You need someone who will be there when they say they will be there. Period.

Sure things come up in life where one falls ill or has a family emergency.
But your Nanny sounds like she is not taking her job very seriously & thus looks completely irresponsible to me.

She already took her two weeks of paid vacation and she only has been w/your family for nine months.....??!

That is unsettling.
Good luck w/your next Nanny.
Anonymous
OP, as long as you can afford the services of an in-home Nanny then I strongly discourage you from going the daycare route.

Daycare is for families who cannot afford a Nanny.
If you switch your child to daycare, your child will get far less individualized "one-on-one" personal attention & be exposed to more germs.

I would stay w/a Nanny until S/he gets older.
Anonymous
Wow, I totally disagree that daycare is for families that can't afford a nanny! Or that it is a horrible thing. We have gone both routes, and had great experiences with both! We also have things that we dislike about both. To each their own, it is a very personal decision. We should be offering helpful advice, not insulting each others choices.

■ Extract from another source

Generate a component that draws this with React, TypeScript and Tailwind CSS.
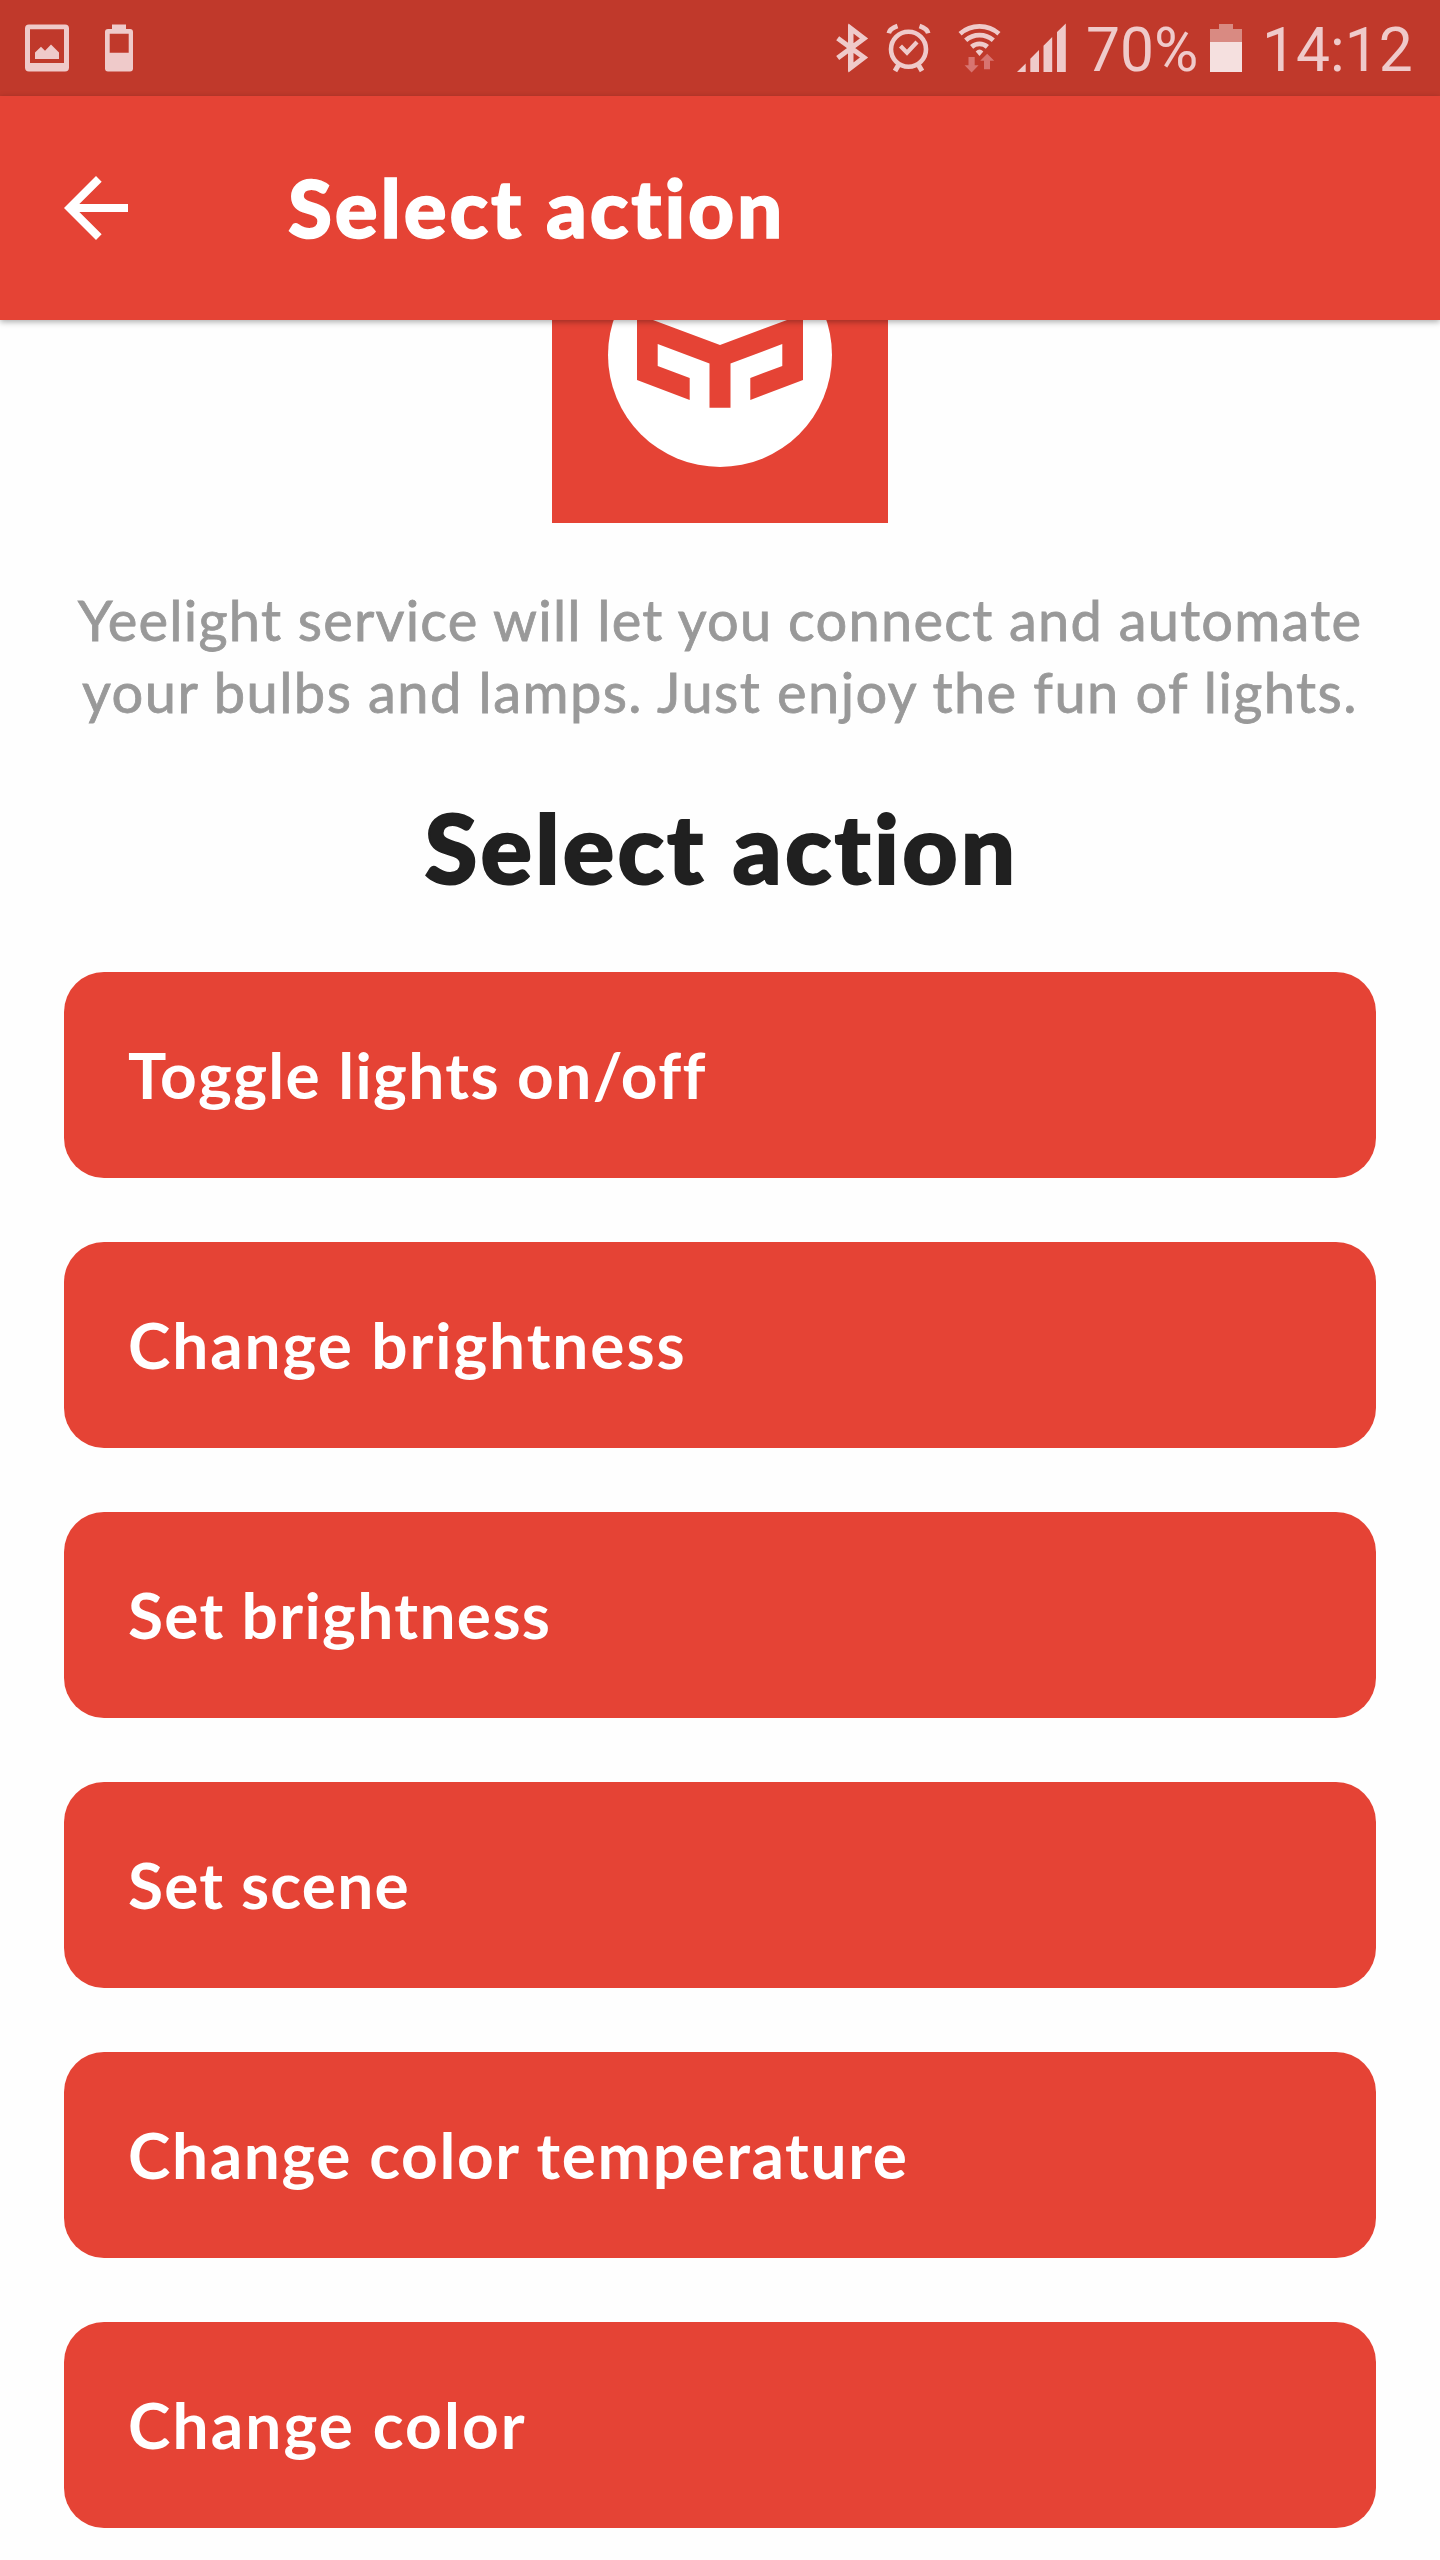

And to whoever told the other mom that that she feels sorry for the kids that are sent to daycare because they never see their parents: Daycare centers are generally closed before dinner time, and it can be assumed that these children are then having dinner with at least one of their parents every night. I know plenty of families using nannies that can't say the same! But I wouldn't generalize and assume that just because someone has a nanny.

Anonymous
It is her PTO and she should be able to take off when she needs to do so--just as you are able to do. I have a feeling, OP, that you will go through nannies like water through a sieve.
Anonymous
OP said that these days were in ADDITION to her PTO, not part of it.
Anonymous
Bite the bullet and do what you have to do OP.

I know it's a nightmare. I hope you have better luck with your next hire.